Alex Shahrestani, managing partner of Promise Legal in Austin, Texas, said most lawyers he knows are accommodating to students reaching out to make connections.
“When law students reach out looking for help, lawyers tend to want to help as much as they can,” he said. “We all remember what law school was like, and we want to be there for the next generation of attorneys.”
Once you set up the meeting, Shahrestani suggested that you prepare actual questions to pose. “Make sure you have a specific ask of the person you’re meeting with,” he advised. “It doesn’t have to be anything fancy; it can be a question about someone’s experience during law school or about a job or industry. But make sure you have a question that focuses your time with the attorney.
“Then, if you found a meeting productive, ask that person if they know someone else they can introduce you to,” Shahrestani added. “Chances are they’re connected to likeminded people, and you’ll find a vein of lawyers who can help you on the career path.”
Mine the internet
As you can guess, social media and other forms of communication make networking easier, and members of organizations and associations aren’t the only people you can connect with on those platforms.
“Through LinkedIn, you can easily search for alumni of your school,” noted Mantis. “Most schools have a group there, and networking there is easy.”
Many companies, organizations, and associations have Facebook pages that could offer ample networking opportunities through liking and commenting on posts.
Your own social media profile is a way to market yourself. “Think of your social media channels as part of your marketing team,” suggested Shahrestani. “It’s not bragging; it’s validating positive impressions of you.
“Be visible on social media with your successes and failures,” he advised. “It’ll keep you top of mind for people, and they’ll feel like they know you better.”
How to nurture relationships
Think of networking as you think of building friendships. You’d help your friend advance in their career or with a favor, right? Networking is the same concept. Build valuable friendships that can turn into valuable business connections.
“Once you get into the mindset that networking is a conversation and not a high-pressure job interview, it’s a great way to meet people,” Mantis said. “Many career studies indicate it’s the best way to find a job. I’ve been amazed by how many students I’ve met who’ve landed jobs through networking meetings.”
Just as you would when starting a friendship, find common interests between you and the person you’re trying to network with. Once you do that, it’s easier to start asking others about their lives.
“Questions about their career path are a good place to start,” noted Mantis. “You know that everyone likes to talk about themselves, right?”
Once you’ve talked about the person with whom you’re networking, you can show your resume and ask for suggestions to improve it. It’s a subtle way to get someone to see your impressive background without outright competing for a job.

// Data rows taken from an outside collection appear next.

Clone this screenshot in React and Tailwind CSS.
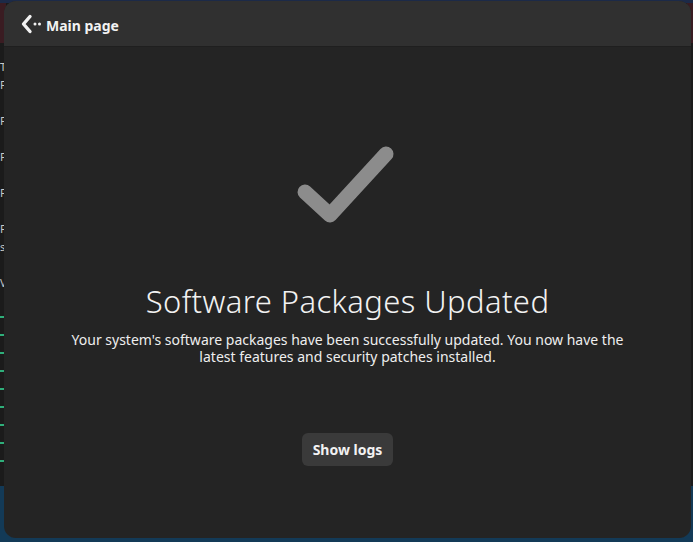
function BackIcon() {
  return (
    <svg width="24" height="20" viewBox="0 0 24 20" fill="none">
      <path d="M10 2.5 L3.5 10 L10 17.5" stroke="#f2f2f2" strokeWidth="3.4" strokeLinecap="round" strokeLinejoin="round" />
      <circle cx="15" cy="10" r="1.5" fill="#f2f2f2" />
      <circle cx="19.5" cy="10" r="1.5" fill="#f2f2f2" />
    </svg>
  )
}

function CheckMark() {
  return (
    <svg width="110" height="90" viewBox="0 0 110 90" fill="none">
      <path d="M12 50 L37 73 L93 12" stroke="#8c8c8c" strokeWidth="15" strokeLinecap="round" strokeLinejoin="round" />
    </svg>
  )
}

export default function App() {
  return (
    <div className="relative w-[693px] h-[542px] overflow-hidden bg-[#1b1b1b]" style={{ fontFamily: '"Noto Sans", "Open Sans", sans-serif' }}>
      {/* desktop behind the dialog */}
      <div className="absolute inset-x-0 top-0 h-[3px] bg-[#1c2a48]" />
      <div className="absolute left-0 top-[3px] w-[6px] h-[40px] bg-[#3a1c22]" />
      <div className="absolute right-0 top-[3px] w-[6px] h-[40px] bg-[#3a1c22]" />
      <div className="absolute inset-x-0 bottom-0 h-[56px] bg-[#133a57]" />
      <div className="absolute left-0 top-[58px] flex flex-col text-[11px] leading-[18px] text-[#c8c8c8]">
        <span>T</span>
        <span>F</span>
        <span className="mt-[18px]">F</span>
        <span className="mt-[18px]">F</span>
        <span className="mt-[18px]">F</span>
        <span className="mt-[18px]">F</span>
        <span>s</span>
        <span className="mt-[18px]">V</span>
      </div>
      <div className="absolute left-0 top-[316px] flex flex-col gap-[16px]">
        {[0, 1, 2, 3, 4, 5, 6, 7, 8].map(i => (
          <div key={i} className="w-[4px] h-[2px] bg-[#2fae7a]" />
        ))}
      </div>

      {/* dialog window */}
      <div className="absolute left-[4px] top-[1px] w-[687px] h-[537px] rounded-[12px] overflow-hidden bg-[#242424] flex flex-col text-[#f2f2f2]">
        <div className="h-[46px] shrink-0 bg-[#303030] border-b border-[#1f1f1f] flex items-center pl-[16px] gap-[2px]">
          <BackIcon />
          <span className="text-[14px] font-bold pt-[3px]">Main page</span>
        </div>

        <div className="flex-1 flex flex-col items-center">
          <div className="mt-[95px]">
            <CheckMark />
          </div>
          <h1 className="mt-[49px] text-[31px] font-light leading-[40px] tracking-[0.4px]">Software Packages Updated</h1>
          <p className="mt-[10px] w-[560px] text-center text-[14px] leading-[17px] text-[#eeeeee]">
            Your system's software packages have been successfully updated. You now have the latest features and security patches installed.
          </p>
          <button className="mt-[68px] h-[33px] px-[11px] rounded-[6px] bg-[#3a3a3a] text-[14px] font-bold text-[#f2f2f2]">
            Show logs
          </button>
        </div>
      </div>
    </div>
  )
}
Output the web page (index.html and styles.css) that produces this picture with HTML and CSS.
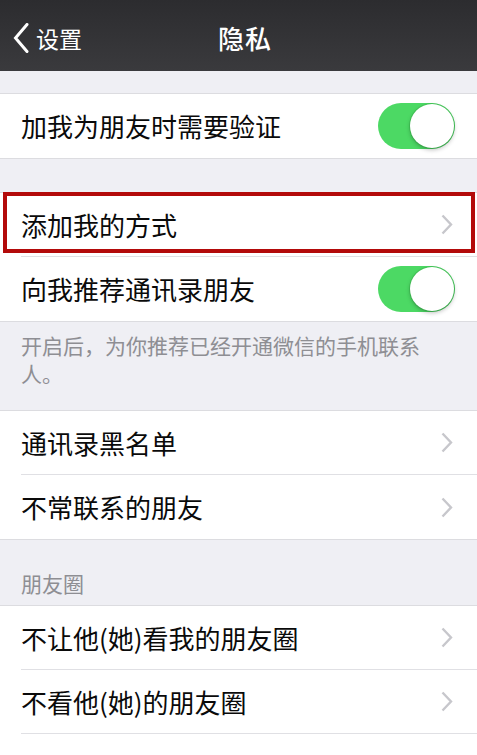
FILE: index.html
```html
<!DOCTYPE html>
<html lang="zh-CN">
<head>
<meta charset="utf-8">
<title>隐私</title>
<link rel="stylesheet" href="styles.css">
</head>
<body>
<header class="nav">
  <a class="back">
    <svg class="back-icon" width="16" height="30" viewBox="0 0 16 30"><polyline points="14,1.5 2.5,15 14,28.5" fill="none" stroke="#fff" stroke-width="3" stroke-linejoin="miter" stroke-linecap="round"/></svg>
    <span>设置</span>
  </a>
  <h1 class="title">隐私</h1>
  <div class="nav-right"></div>
</header>

<main class="page">
  <div class="spacer-top"></div>

  <section class="group">
    <div class="row">
      <div class="row-inner">
        <span class="label">加我为朋友时需要验证</span>
        <span class="switch on"><span class="knob"></span></span>
      </div>
    </div>
  </section>

  <div class="gap"></div>

  <section class="group">
    <div class="row highlighted">
      <div class="row-inner">
        <span class="label">添加我的方式</span>
        <svg class="chev" width="12" height="21" viewBox="0 0 12 21"><polyline points="1.5,1.5 10,10.5 1.5,19.5" fill="none" stroke="#c7c7cc" stroke-width="2.4"/></svg>
      </div>
    </div>
    <div class="row">
      <div class="row-inner">
        <span class="label">向我推荐通讯录朋友</span>
        <span class="switch on"><span class="knob"></span></span>
      </div>
    </div>
  </section>

  <p class="footer">开启后，为你推荐已经开通微信的手机联系人。</p>

  <section class="group">
    <div class="row">
      <div class="row-inner">
        <span class="label">通讯录黑名单</span>
        <svg class="chev" width="12" height="21" viewBox="0 0 12 21"><polyline points="1.5,1.5 10,10.5 1.5,19.5" fill="none" stroke="#c7c7cc" stroke-width="2.4"/></svg>
      </div>
    </div>
    <div class="row">
      <div class="row-inner">
        <span class="label">不常联系的朋友</span>
        <svg class="chev" width="12" height="21" viewBox="0 0 12 21"><polyline points="1.5,1.5 10,10.5 1.5,19.5" fill="none" stroke="#c7c7cc" stroke-width="2.4"/></svg>
      </div>
    </div>
  </section>

  <div class="section-header">朋友圈</div>

  <section class="group">
    <div class="row">
      <div class="row-inner">
        <span class="label">不让他(她)看我的朋友圈</span>
        <svg class="chev" width="12" height="21" viewBox="0 0 12 21"><polyline points="1.5,1.5 10,10.5 1.5,19.5" fill="none" stroke="#c7c7cc" stroke-width="2.4"/></svg>
      </div>
    </div>
    <div class="row">
      <div class="row-inner">
        <span class="label">不看他(她)的朋友圈</span>
        <svg class="chev" width="12" height="21" viewBox="0 0 12 21"><polyline points="1.5,1.5 10,10.5 1.5,19.5" fill="none" stroke="#c7c7cc" stroke-width="2.4"/></svg>
      </div>
    </div>
    <div class="row">
      <div class="row-inner"></div>
    </div>
  </section>
</main>
</body>
</html>
```

FILE: styles.css
```css
* { box-sizing: border-box; }

html, body {
  margin: 0;
  padding: 0;
}

body {
  background: #efeff4;
  font-family: "Noto Sans CJK SC", "Noto Sans", sans-serif;
  color: #000;
  overflow: hidden;
}

.nav {
  height: 71px;
  background: linear-gradient(#2c2c2f, #3a3a3d);
  display: grid;
  grid-template-columns: 1fr auto 1fr;
  align-items: center;
  padding: 5px 0 0 13px;
  color: #fff;
}

.back {
  display: flex;
  align-items: center;
  gap: 7px;
  font-size: 23px;
  line-height: 1;
  color: #fff;
}

.back-icon { display: block; }

.title {
  margin: 0;
  font-size: 26px;
  font-weight: 500;
  line-height: 1;
  letter-spacing: 1px;
}

.spacer-top { height: 22px; }
.gap { height: 33px; }

.group {
  background: #fff;
  border-top: 1px solid #dcdce0;
  border-bottom: 1px solid #dcdce0;
}

.row {
  padding-left: 21px;
  position: relative;
}

.row-inner {
  height: 64px;
  display: flex;
  align-items: center;
  justify-content: space-between;
  padding-right: 22px;
  border-bottom: 1px solid #e0e0e4;
}

.row:last-child .row-inner { border-bottom: none; }

.label {
  font-size: 26px;
  line-height: 1;
  color: #0a0a0a;
}

.chev {
  display: block;
  margin-right: 2px;
}

.highlighted::after {
  content: "";
  position: absolute;
  left: 3px;
  right: 2px;
  top: -1px;
  bottom: 4px;
  border: 4px solid #b30a0a;
  pointer-events: none;
}

.switch {
  width: 77px;
  height: 46px;
  border-radius: 23px;
  background: #4cd964;
  position: relative;
  display: flex;
  align-items: center;
  justify-content: flex-end;
  padding: 1px;
}

.knob {
  width: 44px;
  height: 44px;
  border-radius: 50%;
  background: #fff;
  box-shadow: 0 2px 4px rgba(0, 0, 0, 0.25), 0 0 0 1px rgba(0, 80, 0, 0.12);
}

.footer {
  margin: 0;
  padding: 9px 22px 23px 21px;
  font-size: 21px;
  line-height: 28px;
  color: #8e8e93;
}

.section-header {
  padding: 29px 21px 8px;
  font-size: 21px;
  line-height: 28px;
  color: #8e8e93;
}
```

But don’t forget that, just like personal relationships, networking relationships take time and effort to grow. After your meeting or email, don’t let that person’s contact information go unused for a long period of time. Reach out regularly.

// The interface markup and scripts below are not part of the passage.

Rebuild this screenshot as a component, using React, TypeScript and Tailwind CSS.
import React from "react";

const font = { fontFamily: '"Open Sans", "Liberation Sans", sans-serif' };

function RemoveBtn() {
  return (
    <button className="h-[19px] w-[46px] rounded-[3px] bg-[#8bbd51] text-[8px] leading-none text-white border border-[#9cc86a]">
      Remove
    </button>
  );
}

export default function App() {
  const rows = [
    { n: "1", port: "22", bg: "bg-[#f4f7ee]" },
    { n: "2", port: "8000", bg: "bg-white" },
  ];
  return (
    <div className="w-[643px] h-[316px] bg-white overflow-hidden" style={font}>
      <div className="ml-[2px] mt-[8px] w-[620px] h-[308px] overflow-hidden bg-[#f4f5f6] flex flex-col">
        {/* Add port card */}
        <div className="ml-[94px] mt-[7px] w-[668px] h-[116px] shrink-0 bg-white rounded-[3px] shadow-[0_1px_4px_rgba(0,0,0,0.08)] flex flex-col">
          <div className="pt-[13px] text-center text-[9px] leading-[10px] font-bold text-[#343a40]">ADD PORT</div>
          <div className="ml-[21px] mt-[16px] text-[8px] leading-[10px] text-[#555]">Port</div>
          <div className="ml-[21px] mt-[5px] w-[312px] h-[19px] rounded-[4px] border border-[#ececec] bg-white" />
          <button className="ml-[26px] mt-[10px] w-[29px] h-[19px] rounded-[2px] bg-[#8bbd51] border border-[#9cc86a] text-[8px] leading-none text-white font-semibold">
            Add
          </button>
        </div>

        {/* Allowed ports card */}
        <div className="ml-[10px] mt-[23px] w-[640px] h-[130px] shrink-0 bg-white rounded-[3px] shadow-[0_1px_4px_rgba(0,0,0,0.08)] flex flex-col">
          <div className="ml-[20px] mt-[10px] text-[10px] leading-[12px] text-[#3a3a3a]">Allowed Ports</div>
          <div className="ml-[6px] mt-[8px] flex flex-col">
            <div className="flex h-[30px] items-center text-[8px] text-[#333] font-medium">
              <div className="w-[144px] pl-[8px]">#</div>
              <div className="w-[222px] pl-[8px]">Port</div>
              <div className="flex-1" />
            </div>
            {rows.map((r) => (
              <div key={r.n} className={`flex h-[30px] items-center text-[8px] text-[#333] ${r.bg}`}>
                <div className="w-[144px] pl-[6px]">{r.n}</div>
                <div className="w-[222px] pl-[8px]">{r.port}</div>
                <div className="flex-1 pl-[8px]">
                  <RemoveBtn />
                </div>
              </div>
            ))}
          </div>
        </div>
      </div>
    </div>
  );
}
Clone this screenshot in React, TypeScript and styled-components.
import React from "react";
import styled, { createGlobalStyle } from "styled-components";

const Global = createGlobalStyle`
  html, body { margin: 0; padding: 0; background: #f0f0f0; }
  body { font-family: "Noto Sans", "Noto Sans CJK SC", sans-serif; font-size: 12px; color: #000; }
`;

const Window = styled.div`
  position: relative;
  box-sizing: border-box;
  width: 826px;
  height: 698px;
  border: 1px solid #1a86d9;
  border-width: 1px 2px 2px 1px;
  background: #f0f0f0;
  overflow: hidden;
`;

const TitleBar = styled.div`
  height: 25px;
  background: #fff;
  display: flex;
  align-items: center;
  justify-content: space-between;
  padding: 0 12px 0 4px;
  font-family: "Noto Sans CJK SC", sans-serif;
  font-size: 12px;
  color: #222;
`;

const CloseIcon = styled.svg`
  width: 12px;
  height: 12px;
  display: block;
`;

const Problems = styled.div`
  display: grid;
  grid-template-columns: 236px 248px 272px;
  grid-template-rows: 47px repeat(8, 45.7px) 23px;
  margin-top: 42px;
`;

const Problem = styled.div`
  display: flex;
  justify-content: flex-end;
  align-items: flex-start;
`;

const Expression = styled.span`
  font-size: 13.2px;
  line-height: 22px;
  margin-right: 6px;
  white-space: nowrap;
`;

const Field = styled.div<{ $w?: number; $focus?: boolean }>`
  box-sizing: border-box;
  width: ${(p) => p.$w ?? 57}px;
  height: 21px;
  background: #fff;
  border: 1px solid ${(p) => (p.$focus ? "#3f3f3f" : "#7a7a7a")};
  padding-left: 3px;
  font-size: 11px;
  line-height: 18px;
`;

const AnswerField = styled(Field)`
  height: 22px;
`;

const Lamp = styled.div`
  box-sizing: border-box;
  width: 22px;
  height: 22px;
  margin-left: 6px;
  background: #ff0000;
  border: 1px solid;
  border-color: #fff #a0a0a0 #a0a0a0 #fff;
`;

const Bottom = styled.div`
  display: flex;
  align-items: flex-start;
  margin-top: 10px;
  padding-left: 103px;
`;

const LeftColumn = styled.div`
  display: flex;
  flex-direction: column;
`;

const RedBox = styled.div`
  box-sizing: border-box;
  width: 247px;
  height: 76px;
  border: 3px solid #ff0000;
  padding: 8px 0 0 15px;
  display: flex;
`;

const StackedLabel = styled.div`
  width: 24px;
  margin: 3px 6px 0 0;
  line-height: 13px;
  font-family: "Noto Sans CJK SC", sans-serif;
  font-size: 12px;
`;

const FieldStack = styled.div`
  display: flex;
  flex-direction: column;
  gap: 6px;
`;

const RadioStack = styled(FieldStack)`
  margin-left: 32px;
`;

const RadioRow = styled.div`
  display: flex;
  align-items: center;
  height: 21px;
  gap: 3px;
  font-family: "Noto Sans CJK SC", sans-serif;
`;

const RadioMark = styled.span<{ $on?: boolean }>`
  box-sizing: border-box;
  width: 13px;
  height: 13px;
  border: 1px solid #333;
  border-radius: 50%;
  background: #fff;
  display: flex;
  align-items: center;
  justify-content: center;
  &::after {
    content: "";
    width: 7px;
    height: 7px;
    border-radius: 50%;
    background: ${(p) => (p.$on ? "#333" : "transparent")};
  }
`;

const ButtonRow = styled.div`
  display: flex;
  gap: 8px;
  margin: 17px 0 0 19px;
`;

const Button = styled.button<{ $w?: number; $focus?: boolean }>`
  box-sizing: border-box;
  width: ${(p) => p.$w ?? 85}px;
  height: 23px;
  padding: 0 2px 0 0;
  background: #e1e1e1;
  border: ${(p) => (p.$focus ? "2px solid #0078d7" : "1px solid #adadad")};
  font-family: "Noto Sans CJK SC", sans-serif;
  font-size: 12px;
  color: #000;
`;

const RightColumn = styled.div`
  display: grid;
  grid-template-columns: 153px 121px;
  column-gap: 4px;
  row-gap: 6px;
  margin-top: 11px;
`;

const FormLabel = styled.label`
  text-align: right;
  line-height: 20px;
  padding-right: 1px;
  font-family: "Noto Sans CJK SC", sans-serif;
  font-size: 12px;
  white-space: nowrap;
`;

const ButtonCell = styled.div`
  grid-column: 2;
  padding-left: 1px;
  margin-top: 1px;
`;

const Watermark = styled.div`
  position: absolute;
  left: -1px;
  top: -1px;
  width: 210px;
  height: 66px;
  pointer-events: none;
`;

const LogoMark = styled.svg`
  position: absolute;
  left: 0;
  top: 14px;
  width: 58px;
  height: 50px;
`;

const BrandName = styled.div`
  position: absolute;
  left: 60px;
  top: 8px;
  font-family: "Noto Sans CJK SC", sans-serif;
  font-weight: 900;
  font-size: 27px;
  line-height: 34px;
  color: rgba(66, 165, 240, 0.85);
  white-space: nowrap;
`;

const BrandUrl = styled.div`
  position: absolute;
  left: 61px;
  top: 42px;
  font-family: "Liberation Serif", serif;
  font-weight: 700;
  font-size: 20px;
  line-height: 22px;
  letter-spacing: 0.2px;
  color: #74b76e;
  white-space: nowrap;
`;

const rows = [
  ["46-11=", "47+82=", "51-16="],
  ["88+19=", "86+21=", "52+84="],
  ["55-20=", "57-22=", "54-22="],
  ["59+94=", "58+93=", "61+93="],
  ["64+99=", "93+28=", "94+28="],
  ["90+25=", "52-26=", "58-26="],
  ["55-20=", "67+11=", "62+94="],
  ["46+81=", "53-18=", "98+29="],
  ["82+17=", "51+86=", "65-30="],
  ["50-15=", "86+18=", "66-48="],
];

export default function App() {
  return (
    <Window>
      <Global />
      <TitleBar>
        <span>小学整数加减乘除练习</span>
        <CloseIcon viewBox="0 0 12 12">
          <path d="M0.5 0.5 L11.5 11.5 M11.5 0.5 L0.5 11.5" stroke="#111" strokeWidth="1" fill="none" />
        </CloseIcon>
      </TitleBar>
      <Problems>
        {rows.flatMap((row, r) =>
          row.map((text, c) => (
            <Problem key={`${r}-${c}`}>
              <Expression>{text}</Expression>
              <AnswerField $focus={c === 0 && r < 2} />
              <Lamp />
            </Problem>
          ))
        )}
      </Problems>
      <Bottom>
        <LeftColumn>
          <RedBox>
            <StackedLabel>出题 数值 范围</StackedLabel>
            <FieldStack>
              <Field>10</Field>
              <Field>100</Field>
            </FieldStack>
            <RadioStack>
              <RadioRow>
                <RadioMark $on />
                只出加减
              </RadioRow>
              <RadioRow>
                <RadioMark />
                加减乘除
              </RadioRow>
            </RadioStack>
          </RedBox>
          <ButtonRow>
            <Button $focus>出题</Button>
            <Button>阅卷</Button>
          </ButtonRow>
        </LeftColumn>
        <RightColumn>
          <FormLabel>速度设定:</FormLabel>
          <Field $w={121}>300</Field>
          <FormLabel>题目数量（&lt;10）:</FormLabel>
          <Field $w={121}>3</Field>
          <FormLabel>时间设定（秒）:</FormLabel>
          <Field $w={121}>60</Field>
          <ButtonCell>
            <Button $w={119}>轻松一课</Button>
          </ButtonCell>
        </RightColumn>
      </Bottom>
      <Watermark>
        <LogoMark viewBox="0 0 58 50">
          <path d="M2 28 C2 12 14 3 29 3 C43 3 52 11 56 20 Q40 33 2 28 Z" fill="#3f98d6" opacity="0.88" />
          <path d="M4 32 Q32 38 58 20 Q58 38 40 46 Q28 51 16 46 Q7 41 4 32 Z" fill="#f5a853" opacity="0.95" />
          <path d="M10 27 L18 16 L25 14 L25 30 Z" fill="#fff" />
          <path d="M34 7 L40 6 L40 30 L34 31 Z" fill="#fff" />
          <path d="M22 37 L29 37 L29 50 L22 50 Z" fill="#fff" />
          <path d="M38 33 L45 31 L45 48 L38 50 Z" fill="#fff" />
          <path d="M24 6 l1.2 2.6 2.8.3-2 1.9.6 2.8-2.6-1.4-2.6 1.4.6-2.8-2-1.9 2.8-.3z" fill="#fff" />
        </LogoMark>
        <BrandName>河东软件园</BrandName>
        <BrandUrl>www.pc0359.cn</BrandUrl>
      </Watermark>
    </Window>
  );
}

“Follow up with the people you’ve connected with,” Shahrestani said. “If you enjoyed speaking to a particular attorney, or they offered you help with connections, insights, or encouragement, let them know how you’re doing.”
The caveat: Be yourself, not an automaton. “Make sure you’re genuine in your approach with your network,” suggested Shahrestani. “If it’s forced or comes across as fake, it’ll be noticed. Reaching out every few months or so is more than enough to maintain the relationship, so you can afford to wait to be intentional with your outreach.”
Resources that can help
A networking plan that worked for someone in your study group may not work for you. Networking is a skill you’ll develop and ultimately tailor to your own needs and goals.
Not sure your best move for getting on the networking bandwagon? Two resources can help you figure out what works best for you.
Lawyers Who Launch offers a Networking Launch Guide and podcasts, for example, to help steer you in the right direction.
Also, Harvard Law School’s Bernard Koteen Office of Public Interest Advising has templates for emails that could be a good starting point if you aren’t sure where to begin when drafting your first networking email. Both can be helpful even beyond the public interest sphere.
“You’re going to hear lots of classmates, family members, professors, and just about everyone else around you give you all kinds of advice and tell you how they’ve made things work,” stated Shahrestani. “They’ll make it sound like they have the secret to success, and they’ll tell you how their path was the right path.
“But they know only what the right path for them was,” Shahrestani noted. “You have to know yourself, how you thrive, and what’ll work for you.”